* Goal *
Omit every picture, and retype the lines that run from the beginning of the data below through the line containing "const links = ['Kontakt", inclusive.
------------------------------------------------
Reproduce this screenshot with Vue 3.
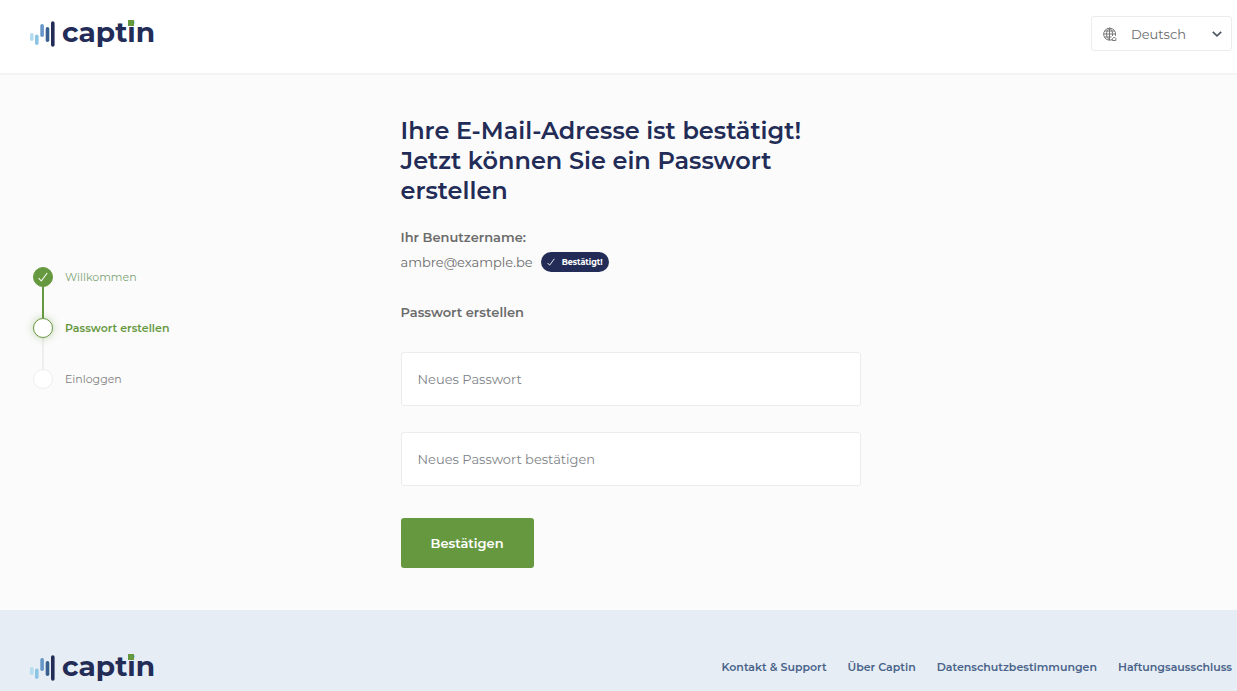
<script setup>
import { ref } from 'vue'

const language = ref('Deutsch')
const password = ref('')
const confirmation = ref('')

const steps = [
  { label: 'Willkommen', state: 'done' },
  { label: 'Passwort erstellen', state: 'active' },
  { label: 'Einloggen', state: 'pending' },
]

const links = ['Kontakt & Support', 'Über Captin', 'Datenschutzbestimmungen', 'Haftungsausschluss']

const bars = [
  { x: 0, y: 12, height: 8, color: '#b5dbf0' },
  { x: 5, y: 13.5, height: 10.5, color: '#8cc4e4' },
  { x: 10.3, y: 3, height: 13, color: '#6796c8' },
  { x: 15.7, y: 6, height: 15, color: '#39618f' },
  { x: 21, y: 0.3, height: 25.4, color: '#222c57' },
]
</script>

<template>
  <div class="page">
    <header class="header">
      <a class="logo" href="#" aria-label="captin">
        <svg class="bars" width="25" height="26" viewBox="0 0 25 26" aria-hidden="true">
          <rect v-for="bar in bars" :key="bar.x" :x="bar.x" :y="bar.y" width="3.6" :height="bar.height" rx="1.8" :fill="bar.color" />
        </svg>
        <span class="wordmark">capt<span class="dotted">i</span>n</span>
      </a>
      <div class="language">
        <svg class="globe" width="14" height="15" viewBox="0 0 14 15" fill="none" stroke="#777" aria-hidden="true">
          <path d="M9 12.7A6 6 0 1 1 12.5 8.5V7" />
          <path d="M6.5 1C2.5 4 2.5 10 6.5 13M6.5 1c2.500 1.700 3.500 4.500 3 8M6.500 1v12M.5 7h12M1.500 4h10M1.500 10h7" />
          <path d="M9.300 13.500v-1.500l2-2 1.500 1.500v2z" />
        </svg>
        <select v-model="language" aria-label="Sprache">
          <option>Deutsch</option>
          <option>English</option>
          <option>Français</option>
          <option>Nederlands</option>
        </select>
        <svg class="chevron" width="10" height="6" viewBox="0 0 10 6" fill="none" stroke="#4f5662" stroke-width="1.7" aria-hidden="true">
          <path d="M.8.8L5 4.8 9.2.8" />
        </svg>
      </div>
    </header>

    <main class="main">
      <ol class="steps">
        <li v-for="step in steps" :key="step.label" class="step" :class="step.state">
          <span class="marker">
            <svg v-if="step.state === 'done'" width="10" height="10" viewBox="0 0 10 10" fill="none" stroke="#fff" stroke-width="1.1" aria-hidden="true">
              <path d="M.7 6.2L3.3 9 9.2 1" />
            </svg>
          </span>
          <span>{{ step.label }}</span>
        </li>
      </ol>

      <form class="form" @submit.prevent>
        <h1>Ihre E-Mail-Adresse ist bestätigt! Jetzt können Sie ein Passwort erstellen</h1>
        <p class="caption">Ihr Benutzername:</p>
        <p class="user">
          <span>ambre@example.be</span>
          <span class="badge">
            <svg width="8" height="8" viewBox="0 0 10 10" fill="none" stroke="#fff" stroke-width="1.1" aria-hidden="true">
              <path d="M.7 6.2L3.3 9 9.2 1" />
            </svg>
            Bestätigt!
          </span>
        </p>
        <h2>Passwort erstellen</h2>
        <input v-model="password" type="password" placeholder="Neues Passwort" aria-label="Neues Passwort" autocomplete="new-password">
        <input v-model="confirmation" type="password" placeholder="Neues Passwort bestätigen" aria-label="Neues Passwort bestätigen" autocomplete="new-password">
        <button type="submit">Bestätigen</button>
      </form>
    </main>

    <footer class="footer">
      <a class="logo" href="#" aria-label="captin">
        <svg class="bars" width="25" height="26" viewBox="0 0 25 26" aria-hidden="true">
          <rect v-for="bar in bars" :key="bar.x" :x="bar.x" :y="bar.y" width="3.6" :height="bar.height" rx="1.8" :fill="bar.color" />
        </svg>
        <span class="wordmark">capt<span class="dotted">i</span>n</span>
      </a>
      <nav>
        <a v-for="link in links" :key="link" href="#">{{ link }}</a>
      </nav>
    </footer>
  </div>
</template>

<style>
body {
  margin: 0;
}
</style>

<style scoped>
.page {
  display: flex;
  flex-direction: column;
  min-height: 100vh;
  background: #fbfbfb;
  color: #6b6b6b;
  font: 400 13px/20px Montserrat, Inter, sans-serif;
}

.page * {
  box-sizing: border-box;
}

.header {
  display: flex;
  align-items: flex-start;
  justify-content: space-between;
  height: 75px;
  padding: 16px 5px 0 30px;
  border-bottom: 2px solid #f4f4f4;
  background: #fff;
}

.logo {
  display: flex;
  gap: 7px;
  padding-top: 5px;
  color: #222c57;
  text-decoration: none;
}

.wordmark {
  font-size: 28px;
  font-weight: 700;
  line-height: 22px;
}

.dotted {
  position: relative;
}

.dotted::after {
  content: "";
  position: absolute;
  top: 5px;
  left: 1px;
  width: 6px;
  height: 6px;
  background: #66993f;
}

.language {
  position: relative;
  width: 141px;
}

.language select {
  width: 100%;
  height: 35px;
  padding: 0 30px 0 39px;
  border: 1px solid #ececec;
  border-radius: 3px;
  background: #fff;
  color: #6b6b6b;
  font: inherit;
  appearance: none;
}

.globe,
.chevron {
  position: absolute;
  pointer-events: none;
}

.globe {
  top: 11px;
  left: 12px;
}

.chevron {
  top: 15px;
  right: 10px;
}

.main {
  display: grid;
  grid-template-columns: 1fr 460px 1fr;
  padding: 41px 5px 42px 33px;
}

.steps {
  margin: 0;
  padding: 151px 0 0;
  list-style: none;
  font-size: 11px;
}

.step {
  display: flex;
  position: relative;
  gap: 12px;
  height: 51px;
  color: #808080;
}

.marker {
  display: grid;
  place-items: center;
  z-index: 1;
  width: 20px;
  height: 20px;
  border: 1px solid #eee;
  border-radius: 50%;
  background: #fff;
}

.step:not(:last-child)::before {
  content: "";
  position: absolute;
  top: 20px;
  left: 9px;
  width: 2px;
  height: 31px;
  background: #eee;
}

.step.done::before {
  background: #66993f;
}

.done {
  color: #7ba477;
}

.active {
  color: #66993f;
  font-weight: 600;
}

.done .marker {
  border-color: #66993f;
  background: #66993f;
}

.active .marker {
  border-color: #66993f;
  box-shadow: 0 0 9px #66993f66;
}

.form {
  display: flex;
  flex-direction: column;
  align-items: flex-start;
  margin-left: -2px;
  margin-right: 2px;
}

h1 {
  margin: 0;
  color: #222c57;
  font-size: 24px;
  font-weight: 600;
  line-height: 30px;
}

.caption {
  margin: 21px 0 5px;
  font-weight: 600;
}

.user {
  display: flex;
  align-items: center;
  gap: 8px;
  margin: 0;
}

.badge {
  display: flex;
  align-items: center;
  justify-content: center;
  gap: 7px;
  width: 68px;
  height: 20px;
  border-radius: 10px;
  background: #222c57;
  color: #fff;
  font-size: 8px;
  font-weight: 700;
}

h2 {
  margin: 30px 0;
  font-size: 13px;
  font-weight: 600;
  line-height: 20px;
}

.form input {
  width: 100%;
  height: 54px;
  margin-bottom: 26px;
  padding: 0 16px;
  border: 1px solid #ececec;
  border-radius: 3px;
  background: #fff;
  color: #6b6b6b;
  font: inherit;
}

.form input::placeholder {
  color: #808488;
  opacity: 1;
}

.form button {
  height: 50px;
  margin-top: 6px;
  padding: 0 30px;
  border: 0;
  border-radius: 3px;
  background: #66993f;
  color: #fff;
  font: inherit;
  font-weight: 600;
}

.footer {
  display: flex;
  flex: 1;
  align-items: flex-start;
  justify-content: space-between;
  padding: 40px 5px 9px 30px;
  background: #e6edf4;
}

nav {
  display: flex;
  gap: 21px;
  padding-top: 7px;
}

nav a {
  color: #49638a;
  font-size: 11px;
  font-weight: 600;
  text-decoration: none;
}
</style>
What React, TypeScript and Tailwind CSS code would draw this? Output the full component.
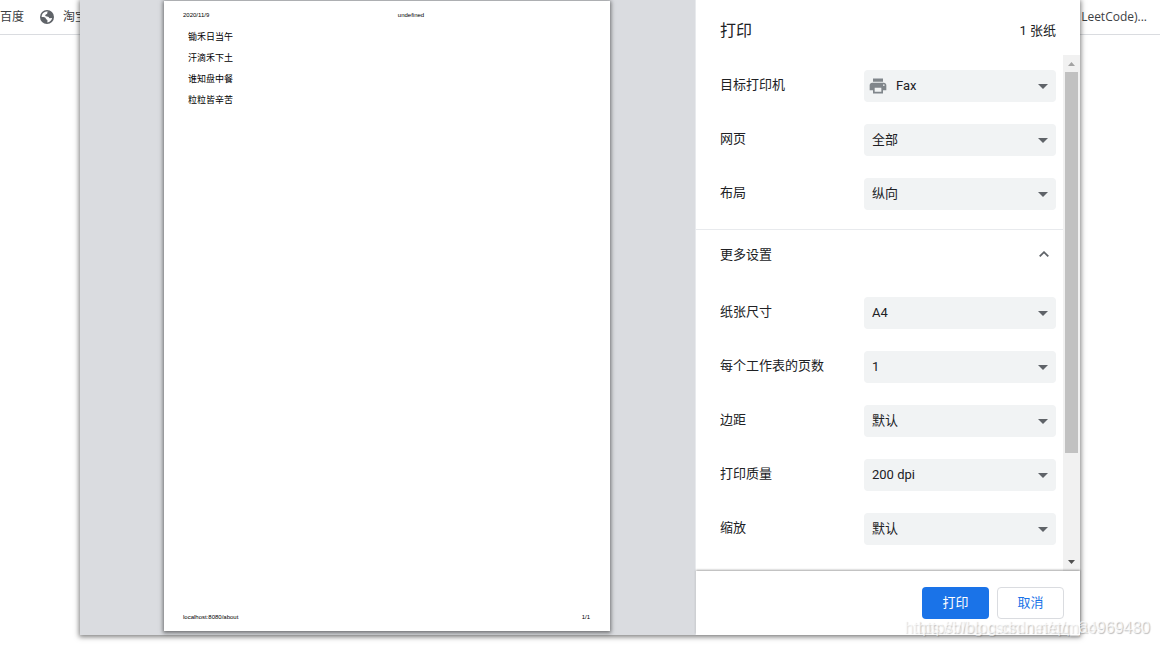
------------------------------------------------
* Worked answer *
Reproduce this screenshot with Vue 3.
<script setup>
import { ref } from 'vue'

const language = ref('Deutsch')
const password = ref('')
const confirmation = ref('')

const steps = [
  { label: 'Willkommen', state: 'done' },
  { label: 'Passwort erstellen', state: 'active' },
  { label: 'Einloggen', state: 'pending' },
]

const links = ['Kontakt & Support', 'Über Captin', 'Datenschutzbestimmungen', 'Haftungsausschluss']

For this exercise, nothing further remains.